#### Given exercise
Restate the full listing word for word and leave the pictures out.
* start *
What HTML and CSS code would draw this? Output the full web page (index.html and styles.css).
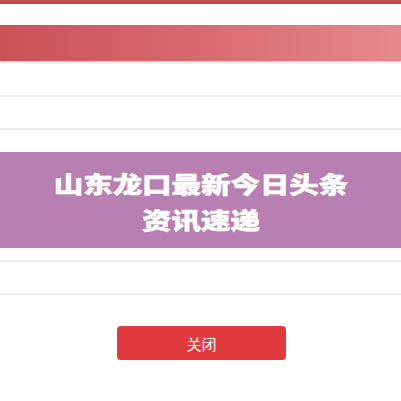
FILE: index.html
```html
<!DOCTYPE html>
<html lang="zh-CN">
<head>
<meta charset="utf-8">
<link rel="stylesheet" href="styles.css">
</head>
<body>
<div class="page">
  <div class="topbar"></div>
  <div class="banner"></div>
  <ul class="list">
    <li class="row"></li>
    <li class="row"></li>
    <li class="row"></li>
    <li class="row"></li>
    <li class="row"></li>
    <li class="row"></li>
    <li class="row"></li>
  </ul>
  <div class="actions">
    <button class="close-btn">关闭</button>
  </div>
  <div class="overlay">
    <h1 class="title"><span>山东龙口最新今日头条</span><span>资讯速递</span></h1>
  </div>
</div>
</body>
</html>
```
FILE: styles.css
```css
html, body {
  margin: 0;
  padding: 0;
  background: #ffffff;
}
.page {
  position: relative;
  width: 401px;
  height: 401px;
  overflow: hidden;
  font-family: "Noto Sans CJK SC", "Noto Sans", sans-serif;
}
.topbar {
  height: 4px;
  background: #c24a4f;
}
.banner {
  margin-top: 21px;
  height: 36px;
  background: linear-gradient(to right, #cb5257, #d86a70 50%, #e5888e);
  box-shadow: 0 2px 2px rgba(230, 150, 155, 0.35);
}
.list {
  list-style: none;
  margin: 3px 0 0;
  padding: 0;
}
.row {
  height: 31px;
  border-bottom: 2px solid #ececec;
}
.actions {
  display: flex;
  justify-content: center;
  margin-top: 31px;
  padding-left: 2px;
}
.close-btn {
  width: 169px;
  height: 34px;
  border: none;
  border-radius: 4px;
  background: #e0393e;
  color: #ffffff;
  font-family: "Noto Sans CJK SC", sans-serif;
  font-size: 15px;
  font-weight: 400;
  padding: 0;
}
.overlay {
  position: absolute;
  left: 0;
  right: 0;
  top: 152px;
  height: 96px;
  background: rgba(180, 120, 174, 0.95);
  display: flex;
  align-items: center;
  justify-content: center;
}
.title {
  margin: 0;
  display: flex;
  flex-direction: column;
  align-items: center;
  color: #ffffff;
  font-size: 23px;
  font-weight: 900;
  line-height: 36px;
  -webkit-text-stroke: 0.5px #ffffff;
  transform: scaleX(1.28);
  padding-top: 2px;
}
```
* end *
#### Task solution
What HTML and CSS code would draw this? Output the full web page (index.html and styles.css).
FILE: index.html
```html
<!DOCTYPE html>
<html lang="zh-CN">
<head>
<meta charset="utf-8">
<link rel="stylesheet" href="styles.css">
</head>
<body>
<div class="page">
  <div class="topbar"></div>
  <div class="banner"></div>
  <ul class="list">
    <li class="row"></li>
    <li class="row"></li>
    <li class="row"></li>
    <li class="row"></li>
    <li class="row"></li>
    <li class="row"></li>
    <li class="row"></li>
  </ul>
  <div class="actions">
    <button class="close-btn">关闭</button>
  </div>
  <div class="overlay">
    <h1 class="title"><span>山东龙口最新今日头条</span><span>资讯速递</span></h1>
  </div>
</div>
</body>
</html>
```
FILE: styles.css
```css
html, body {
  margin: 0;
  padding: 0;
  background: #ffffff;
}
.page {
  position: relative;
  width: 401px;
  height: 401px;
  overflow: hidden;
  font-family: "Noto Sans CJK SC", "Noto Sans", sans-serif;
}
.topbar {
  height: 4px;
  background: #c24a4f;
}
.banner {
  margin-top: 21px;
  height: 36px;
  background: linear-gradient(to right, #cb5257, #d86a70 50%, #e5888e);
  box-shadow: 0 2px 2px rgba(230, 150, 155, 0.35);
}
.list {
  list-style: none;
  margin: 3px 0 0;
  padding: 0;
}
.row {
  height: 31px;
  border-bottom: 2px solid #ececec;
}
.actions {
  display: flex;
  justify-content: center;
  margin-top: 31px;
  padding-left: 2px;
}
.close-btn {
  width: 169px;
  height: 34px;
  border: none;
  border-radius: 4px;
  background: #e0393e;
  color: #ffffff;
  font-family: "Noto Sans CJK SC", sans-serif;
  font-size: 15px;
  font-weight: 400;
  padding: 0;
}
.overlay {
  position: absolute;
  left: 0;
  right: 0;
  top: 152px;
  height: 96px;
  background: rgba(180, 120, 174, 0.95);
  display: flex;
  align-items: center;
  justify-content: center;
}
.title {
  margin: 0;
  display: flex;
  flex-direction: column;
  align-items: center;
  color: #ffffff;
  font-size: 23px;
  font-weight: 900;
  line-height: 36px;
  -webkit-text-stroke: 0.5px #ffffff;
  transform: scaleX(1.28);
  padding-top: 2px;
}
```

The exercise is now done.